Energy Beamforming for Cooperative Localization in Wireless-Powered Communication Network

Abstract

Two functions are essential and necessary for the wireless-powered communication network, which are energy beamforming and localization. On one hand, energy beamforming controls the wireless energy waves of the energy access point (E-AP) in order to activate the nodes for transmitting information. On the other hand, locating the nodes is important to network management and location-based services in the wireless power communication network (WPCN). For a large-scale network, cooperative localization that employs neighborhood nodes to participate in positioning unknown target nodes is highly accurate and efficient. However, how to use energy beamforming to achieve highly accurate localization is not fully investigated yet. In this article, we analyze the impacts of energy beamforming on the cooperative localization performance of WPCNs. We formulate the Fisher information matrix (FIM) and the corresponding Cramér-Rao lower bound (CRLB) for the full connected network and a single node, respectively. Then, we propose beamforming schemes to optimize the cooperative localization and the power consumption. For optimal localization problems, we derive the closed-form expression of the optimal energy beamforming.
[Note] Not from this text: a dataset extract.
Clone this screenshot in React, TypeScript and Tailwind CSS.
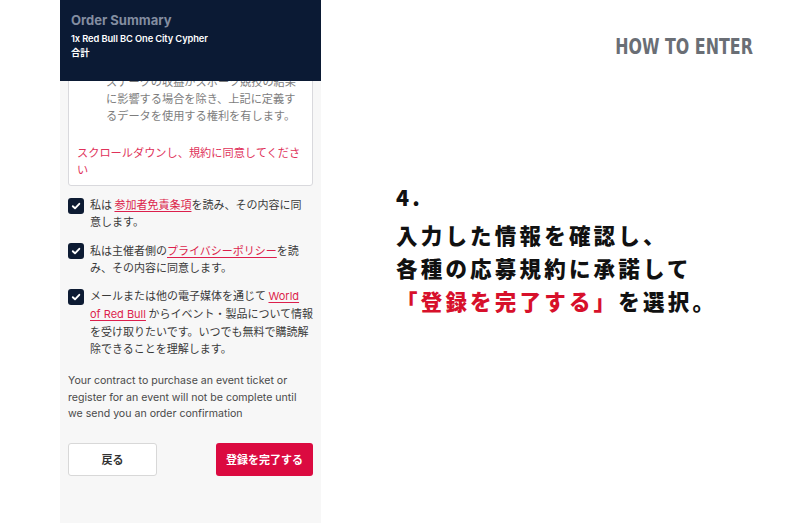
import React from "react";

const jp = { fontFamily: '"Noto Sans CJK JP", "Noto Sans", sans-serif' };
const mixed = { fontFamily: 'Inter, "Noto Sans CJK JP", sans-serif' };

function Check() {
  return (
    <div className="w-[16px] h-[16px] rounded-[3px] bg-[#0d1b33] flex items-center justify-center shrink-0 mt-[1.5px]">
      <svg width="10" height="10" viewBox="0 0 10 10">
        <path d="M1.8 5.2 L4 7.3 L8.3 2.8" stroke="white" strokeWidth="1.9" fill="none" strokeLinecap="round" strokeLinejoin="round" />
      </svg>
    </div>
  );
}

const Link = ({ children }: { children: React.ReactNode }) => (
  <span className="text-[#dc1f4c] underline underline-offset-2 decoration-[1px]">{children}</span>
);

export default function App() {
  return (
    <div className="w-[790px] h-[527px] bg-white flex overflow-hidden">
      <div className="w-[60px] shrink-0" />
      <div className="w-[261px] h-[523px] shrink-0 bg-[#f7f7f7] flex flex-col overflow-hidden">
        <div className="h-[81px] shrink-0 bg-[#0b1a34] px-[11px] pt-[11px] relative z-10" style={mixed}>
          <div className="text-[13px] font-bold text-[#838da0] leading-[18px]">Order Summary</div>
          <div className="text-[9.3px] font-semibold text-white leading-[14px] mt-[3px] tracking-[-0.1px]">1x Red Bull BC One City Cypher</div>
          <div className="text-[9.3px] font-semibold text-white leading-[13px]">合計</div>
        </div>
        <div className="px-[8px] flex flex-col" style={jp}>
          <div className="-mt-[18px] bg-white border border-[#d9d9dd] rounded-b-[3px] pt-[9px] pb-[7px]">
            <div className="pl-[37px] text-[11.2px] leading-[17px] text-[#7d7d7d] whitespace-nowrap">
              ステークの収益がスポーツ競技の結果<br />
              に影響する場合を除き、上記に定義す<br />
              るデータを使用する権利を有します。
            </div>
            <div className="mt-[20px] pl-[8px] text-[11.2px] leading-[17px] text-[#e0325a] whitespace-nowrap">
              スクロールダウンし、規約に同意してくださ<br />い
            </div>
          </div>
          <div className="mt-[10px] flex flex-col gap-[11.5px] text-[11px] leading-[17px] text-[#3a3a3a]">
            <div className="flex gap-[6px]">
              <Check />
              <div className="whitespace-nowrap">
                私は <Link>参加者免責条項</Link>を読み、その内容に同<br />意します。
              </div>
            </div>
            <div className="flex gap-[6px]">
              <Check />
              <div className="whitespace-nowrap">
                私は主催者側の<Link>プライバシーポリシー</Link>を読<br />み、その内容に同意します。
              </div>
            </div>
            <div className="flex gap-[6px]">
              <Check />
              <div className="whitespace-nowrap">
                メールまたは他の電子媒体を通じて <Link><span style={mixed}>World</span></Link><br />
                <Link><span style={mixed}>of Red Bull</span></Link> からイベント・製品について情報<br />
                を受け取りたいです。いつでも無料で購読解<br />
                除できることを理解します。
              </div>
            </div>
          </div>
          <div className="mt-[16px] text-[10.6px] leading-[16.5px] text-[#4a4a4a] whitespace-nowrap" style={{ fontFamily: 'Inter, "Noto Sans", sans-serif' }}>
            Your contract to purchase an event ticket or<br />
            register for an event will not be complete until<br />
            we send you an order confirmation
          </div>
          <div className="mt-[20px] flex justify-between">
            <div className="w-[89px] h-[33px] bg-white border border-[#d8d8d8] rounded-[3px] flex items-center justify-center text-[11px] font-bold text-[#333]">
              戻る
            </div>
            <div className="w-[97px] h-[33px] bg-[#db0a40] rounded-[3px] flex items-center justify-center text-[11px] font-bold text-white">
              登録を完了する
            </div>
          </div>
        </div>
      </div>
      <div className="flex-1 flex flex-col pt-[35px] pr-[37px]">
        <div className="self-end">
          <div
            className="inline-block text-[21px] font-bold text-[#6a6e75] leading-[24px] scale-x-[0.84] origin-right"
            style={{ fontFamily: '"DejaVu Sans Condensed", "DejaVu Sans", sans-serif' }}
          >
            HOW TO ENTER
          </div>
        </div>
        <div className="mt-[122px] pl-[75px] text-[21.5px] font-black text-[#111] tracking-[3.2px]" style={jp}>
          <div className="leading-[30px]">4.</div>
          <div className="mt-[6px] leading-[33px] whitespace-nowrap">入力した情報を確認し、</div>
          <div className="leading-[33px] whitespace-nowrap">各種の応募規約に承諾して</div>
          <div className="leading-[33px] whitespace-nowrap">
            <span className="text-[#d7102b]">「登録を完了する」</span>を選択。
          </div>
        </div>
      </div>
    </div>
  );
}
For the optimal energy efficiency problems, we propose semidefinite programming (SDP) solutions to achieve the minimum power consumption while using calibrations to approach the actual localization requirements. Further, we also analyze the impacts of channel uncertainty. Through extensive simulations, the results demonstrate the dominant factors of the localization performance, and the performance improvements of our proposed schemes, which outperform the existing power allocation schemes.